I sat in my car, thinking as I drove from one place to another - through the years, different cross roads, where I have made choices... for better or for worse.
The one I settled on reminded me of a verse I heard on Sunday. It appears in the midst of God calling his "faithless children" to return to Him.
Jeremiah 3:13
13 Only acknowledge your guilt,
that you rebelled against the LORD your God
and scattered your favors among foreigners under every green tree,
and that you have not obeyed my voice,
declares the LORD.
And, as I think back to the situation - it was more than simply a "bad choice". It was a "bad choice" followed by several other bad choices... all of which have had, and continue to have consequences... Rebellion tends to do that....
I hear myself say, "God, that was wrong...", and feel the brokenness deep in my core. I know it has already been forgiven.....I know it has, He has already shown me that, again and again.
But then I feel the sting. The nagging questioning, "How can you walk through this? You don't know how to do this! How do you think you will get your children to choose differently? It's never going to be any different...."
It disheartened me for a while, as I drove, thinking about the whole of it. And then, I realized how the tone had changed. I'd gone from feeling broken, but forgiven to paralyzed into inaction, and doubting my future. I wondered how many years I had believed these lies... I wondered how many times, I'd been hit by the firey darts of the deceiver, and believed him over what God had told me time and time again.
Didn't matter really. What mattered is that I didn't today:
I can walk through this because "I can do all things through Him who gives me strength"!
I may not know how to do this, but He does, and if I keep tight with Him and go where He goes, we'll be just fine!

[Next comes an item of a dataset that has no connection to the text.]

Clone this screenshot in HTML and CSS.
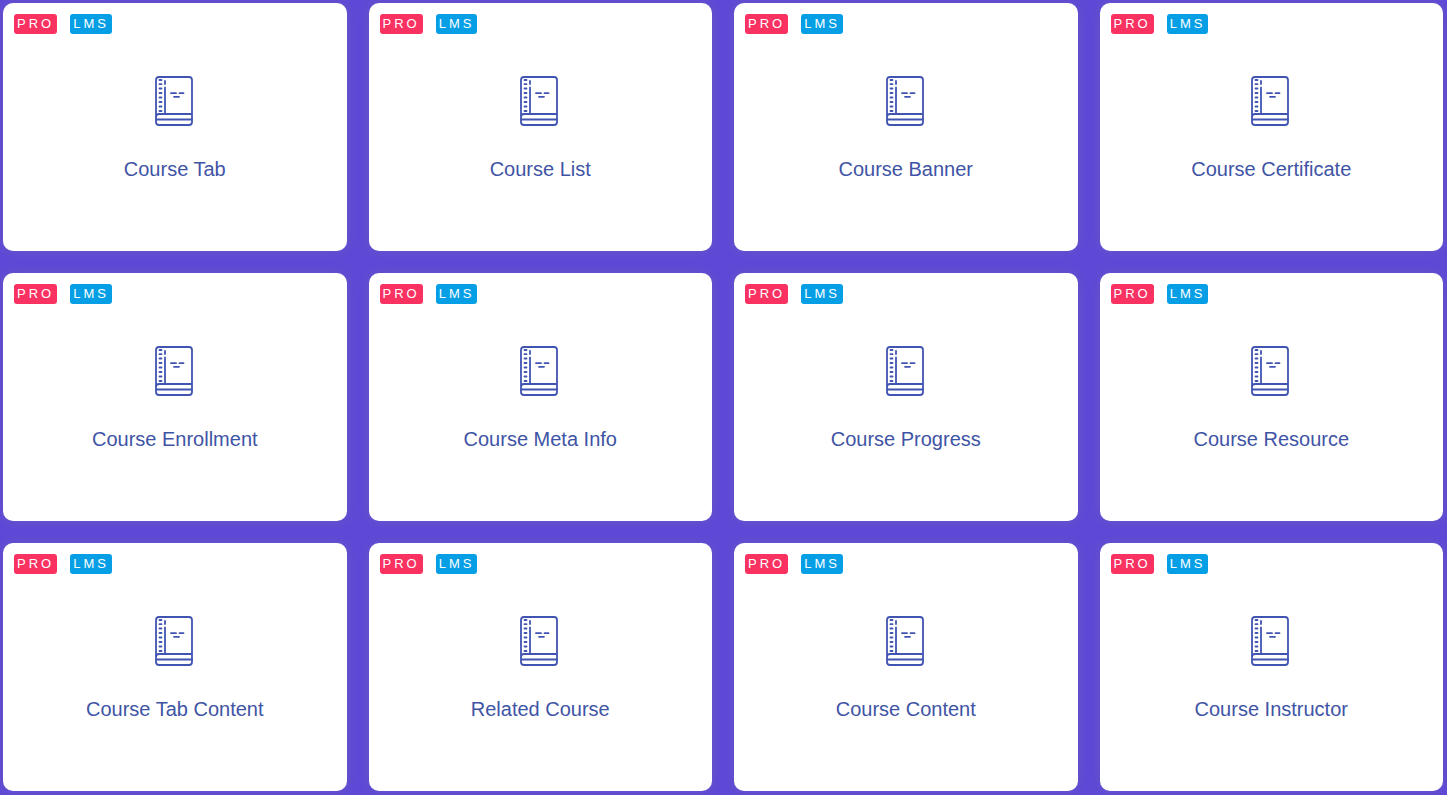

And how can you say "it is never going to be any different..."? It already *IS* different!
About that time, I'd parked and picked up my phone to head into the bank. I flipped to the email that had arrived as I had been driving and thinking. It ended with this: "Walk in the Holy Confidence from the Lord today".
I laughed and cried and shook my head in amazement. How perfectly timed. Thank You, God!
I'm sure it is not the last time round this particular mountain, nor the last time I will feel the sting of the firey darts..... but to know that they can be at least temporarily silenced - such a gift!